In 2003, Edmonds served as a member of Governor Mitt Romney’s cabinet and as head of the Department of Workforce Development responsible for oversight of three line operating divisions and several centrally-managed functions, and for the flow of over two billion dollars in federal, state and tax revenues within the Commonwealth of Massachusetts.

Sadie Burton-Goss

Dr. Goss brings twenty years of experience teaching and practicing the art and science of diversity and inclusion. As an entrepreneur she founded Goss Associates and guided Fortune 1000 companies, educational institutions and small businesses to further their missions and strategies through the effective leadership, engagement and leveraging of the richly diverse talent in their employ.

As the first in her family to attend college, she earned her PhD from Lesley University, an MS from Lesley College’s School of Management and a BA from Wellesley College.
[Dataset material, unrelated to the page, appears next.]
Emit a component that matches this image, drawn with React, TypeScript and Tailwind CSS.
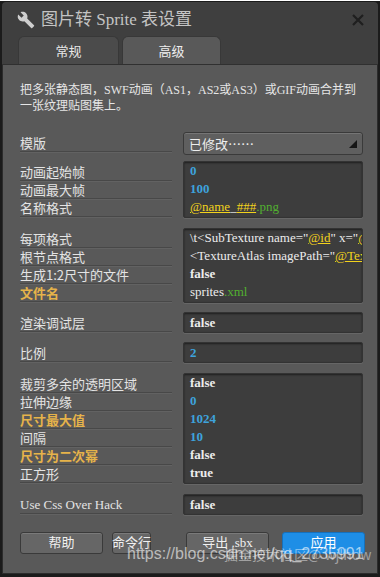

This informed her work as Founder and Managing Partner for Goss Associates, Assistant Vice President at TJX Companies and Corporate Director of Organization and Management Development at Liberty Mutual Insurance. In senior leadership roles she designed, developed and delivered strategy-driven diversity and multi-cultural initiatives in government, technology, healthcare, and financial service organizations, bridging differences and leveraging strengths. As an entrepreneurial leader educating other entrepreneurs, she served as sales and marketing faculty and coach for MassHousing’s Minority and Women Owned Business Development Program and on advisory boards for the Massachusetts Affirmative Marketing Program and for the Center for Women Entrepreneurs. International entrepreneurial engagement included the South Africa Trade Mission sponsored by the Commonwealth of Massachusetts.